In order to determine the new neighborhood boundaries, I use a blend of two different clustering methods; kmeans clustering and edge betweenness from graph theory. Creation of the model is as follows,

  • All of the data from different sources is aggregated, binned (via interpolation), and smoothed. The bins used are defined by the US Census-defined blocks of which there are about 7,300 in the city.

Binned population

  • A graph is then created by creating connections (edges) between adajacent data bins (nodes). The graph looks like this:

graph

  • The edges in the graph are then weighted according to how similar the connected nodes are. The weight is calculated as the Euclidean distance between the feature vectors of the two nodes. Since the subset of features depends on the user's input, a different graph is constructed for each possible combination. There are 9 possible features and choosing 1, 2, or 3 features leads to 129 combinations.
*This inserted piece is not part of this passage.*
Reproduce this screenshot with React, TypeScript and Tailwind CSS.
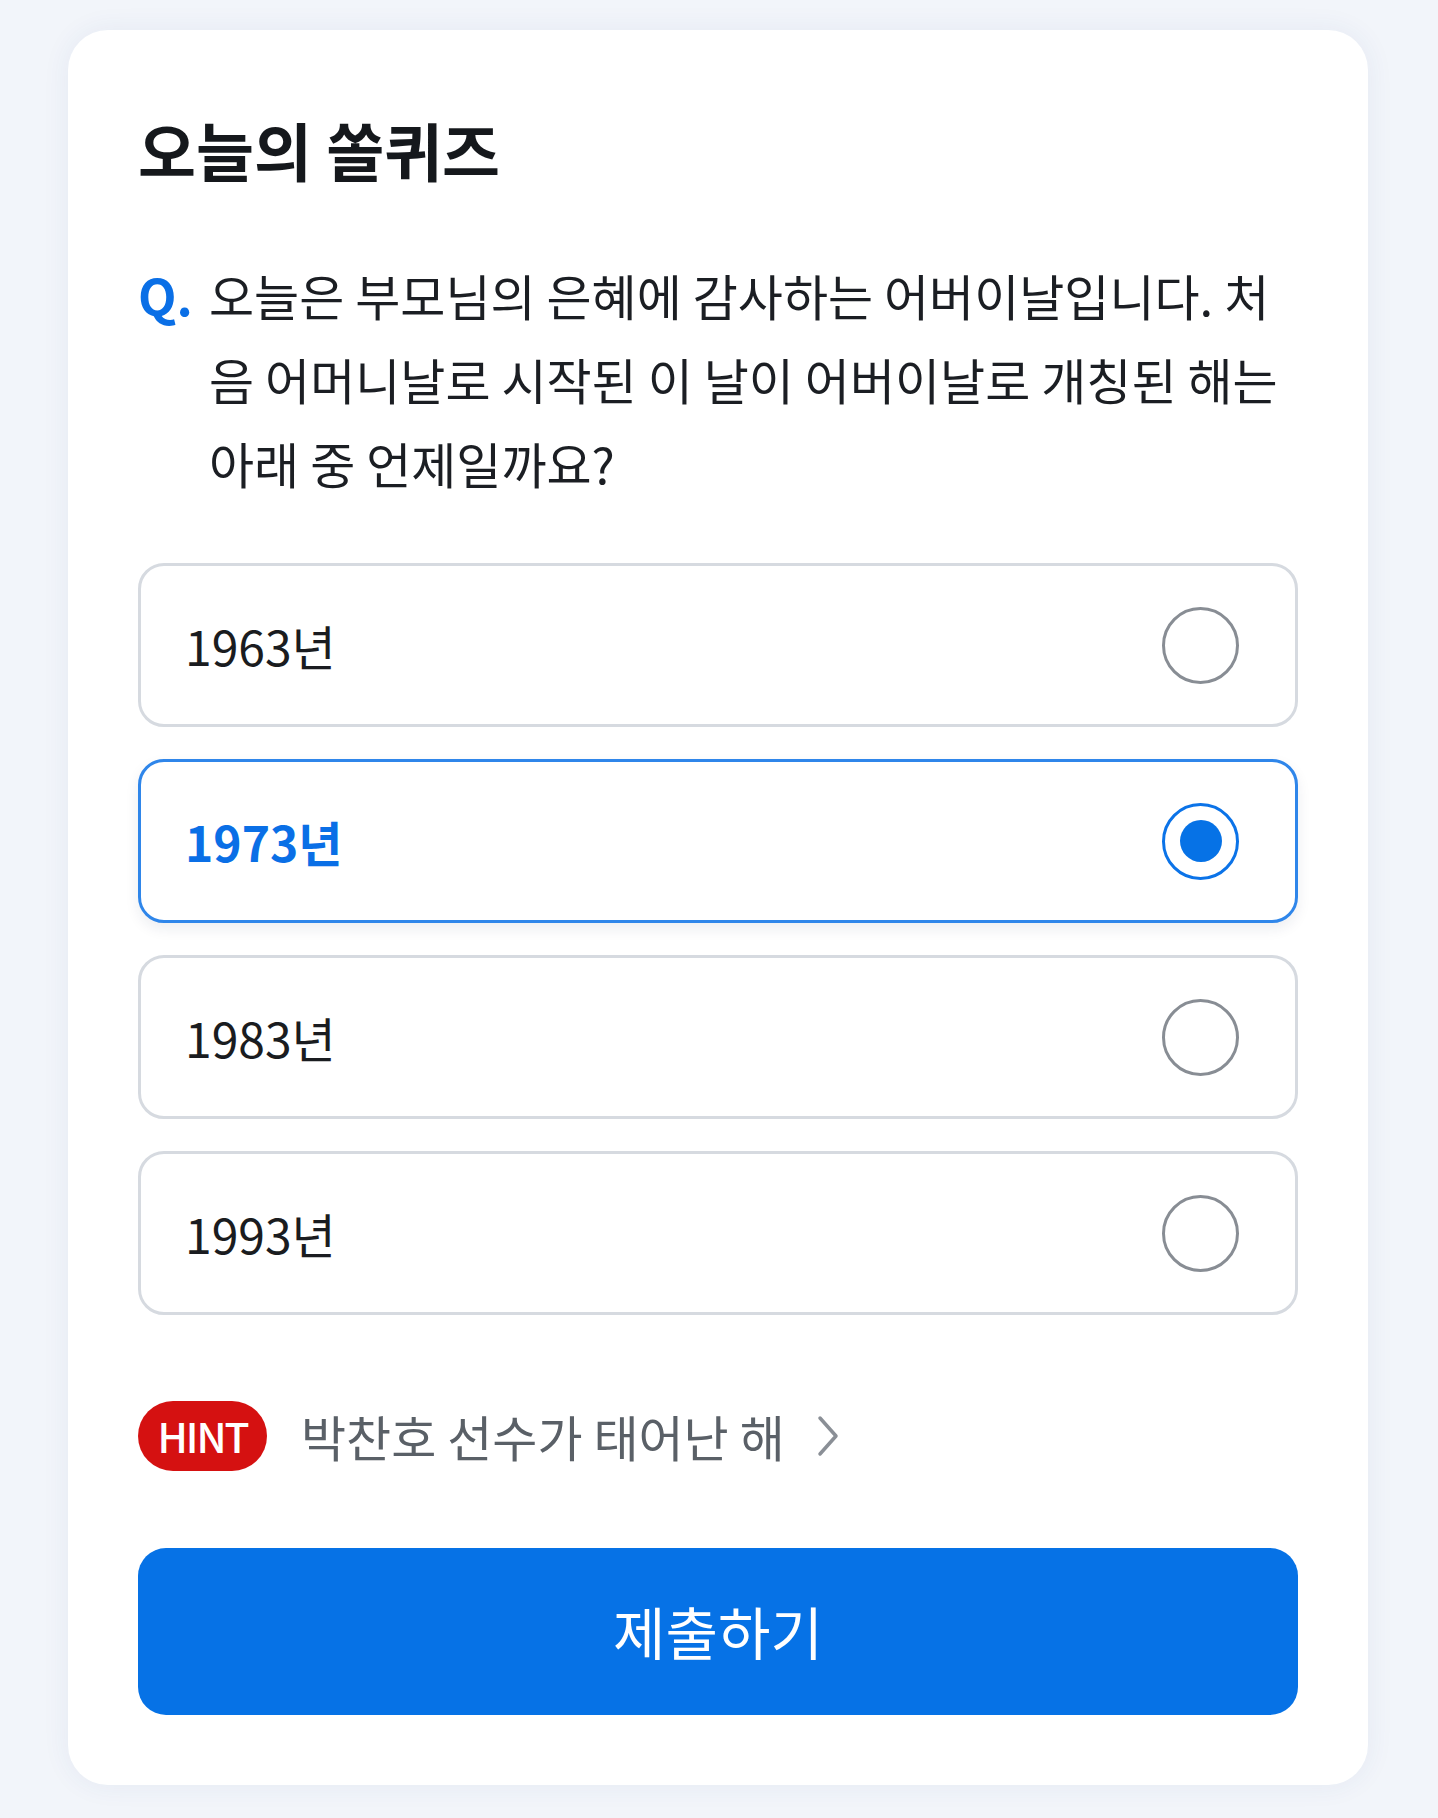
import { useState } from "react";

const options = ["1963년", "1973년", "1983년", "1993년"];

function Radio({ checked }: { checked: boolean }) {
  if (checked) {
    return (
      <span className="flex h-[77px] w-[77px] shrink-0 items-center justify-center rounded-full border-[3px] border-[#0b73e8]">
        <span className="h-[42px] w-[42px] rounded-full bg-[#0672e6]" />
      </span>
    );
  }
  return <span className="h-[77px] w-[77px] shrink-0 rounded-full border-[3px] border-[#888d94]" />;
}

export default function App() {
  const [selected, setSelected] = useState(1);

  return (
    <div
      className="min-h-screen bg-[#f2f5fa] pl-[68px] pr-[70px] pt-[30px] pb-[32px]"
      style={{ fontFamily: '"Noto Sans CJK KR", "Noto Sans", sans-serif' }}
    >
      <div className="rounded-[40px] bg-white px-[70px] pt-[85px] pb-[70px] shadow-[0_0_28px_rgba(40,70,140,0.07)]">
        <h1 className="text-[63px] font-bold leading-[68px] text-[#15181c]">오늘의 쏠퀴즈</h1>

        <div className="mt-[69px] flex items-baseline">
          <span className="w-[71px] shrink-0 text-[50px] font-bold leading-[84px] text-[#0a6fe6]">Q.</span>
          <p className="text-[49px] leading-[84px] text-[#1b1e23]">
            <span className="block whitespace-nowrap">오늘은 부모님의 은혜에 감사하는 어버이날입니다. 처</span>
            <span className="block whitespace-nowrap">음 어머니날로 시작된 이 날이 어버이날로 개칭된 해는</span>
            <span className="block whitespace-nowrap">아래 중 언제일까요?</span>
          </p>
        </div>

        <div className="mt-[58px] flex flex-col gap-[32px]">
          {options.map((opt, i) => {
            const checked = selected === i;
            return (
              <button
                key={opt}
                type="button"
                onClick={() => setSelected(i)}
                className={`flex h-[164px] items-center justify-between rounded-[26px] border-[3px] bg-white pl-[44px] pr-[56px] text-left ${
                  checked
                    ? "border-[#2f86ea] shadow-[0_6px_14px_rgba(20,40,80,0.08)]"
                    : "border-[#d6dae0]"
                }`}
              >
                <span
                  className={`text-[48px] ${checked ? "font-semibold text-[#0a6fe6]" : "text-[#1a1c20]"}`}
                >
                  {opt}
                </span>
                <Radio checked={checked} />
              </button>
            );
          })}
        </div>

        <div className="mt-[84px] flex items-center">
          <span className="flex h-[70px] w-[129px] items-center justify-center rounded-full bg-[#d51111] text-[41px] font-medium tracking-[-2px] text-white">
            HINT
          </span>
          <span className="ml-[34px] text-[49px] text-[#5a6067]">박찬호 선수가 태어난 해</span>
          <svg className="ml-[32px]" width="22" height="42" viewBox="0 0 22 42" fill="none">
            <path d="M3 3 L19 21 L3 39" stroke="#8a8f96" strokeWidth="3.5" strokeLinecap="round" strokeLinejoin="round" />
          </svg>
        </div>

        <button
          type="button"
          className="mt-[75px] flex h-[167px] w-full items-center justify-center rounded-[28px] bg-[#0672e6] text-[57px] text-white"
        >
          제출하기
        </button>
      </div>
    </div>
  );
}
A final unweighted graph is thrown in to make it an even 130.

  • This weighted graph is then reduced, borrowing the Girvan-Newman algorithm from graph theory. In the algorithm, edges are removed sequentially according to how 'connected' they are until a group of nodes is completely separated from the rest; a new neighborhood is born! When the similarity weighting is added, the edges now need to have a combination of high connectivity and low similarity to be removed. In this way, a border is drawn between dissimilar chunks of the city.

  • Finally, in order to determine the optimal number of neighborhoods, each time a neighborhood is split, I examine how similar the blocks in that neighborhood are to the neighborhood average using a metric called Within Cluster Sum of Squares Error (WCSSE). As the clusters get smaller, the blocks in them will be more similar to the cluster mean. The optimal value is chosen where the rate of decrease of the WCSSE starts to level off. After inspecting a subset of the feature sets, all of them appeared to have an optimal level between 20 to 30 neighborhoods. For consistency, I then fixed the number of neighborhoods at 25 for all combinations.

Under the hood

All of the data analysis for this project was performed in python (v2). The key python packages used include NumPy, pandas, and graph-tool. The visualization and web interface was built on the Google Maps Javascript API and the data was plotted using Google Charts API.

Data Sources

Data for the project came from 3 primary sources:

  1. The US Census provided data for Population, Household Size, and Age/Gender (2010 census)
  2. SF OpenData provided data for Crime, Registered Businesses, and Property Tax Assessments
  3. Walkscore.com provided walkscore data; a measure of how walkable a location is.

More information, including links to all sources, can be found in the databook

Repo Structure

This repo is organized as follows

  • code - python code used to produce these results
  • data - file structure for data used.
  • images - image files for reference
  • intermediate - storage location for intermediate results during calculation of the model
  • results - final results of the model
  • web - code and data required for web app

Code

Description of code and package dependencies can be found in the code readme

Reproduction of Results

If you are interested in reproducing the results here, you can do so by following these instructions. All steps should be executed from the root folder of this repo ('hoodie/')

  1. Clone this repo

  2. Download raw data from sources as outlined in the databook and place in the appropriate locations.

  3. Setup postgres database:

    • Create

      $ psql
      # CREATE DATABASE hoodie;
    • Make schema

      $ psql hoodie < data/assessment/assessment.sql
      $ psql hoodie < data/business/business.sql
      $ psql hoodie < data/sfpd/sfpd.sql
      $ psql hoodie < data/uscensus/uscensus.sql
      $ psql hoodie < data/walkscore/walkscore.sql
  4. Install dependencies

  5. execute main.py:

    $ python code/main.py
    

There is a considerable amount of computation involved; especially for the graph-reduction portion. You may want to start with just a subset of the feature combinations.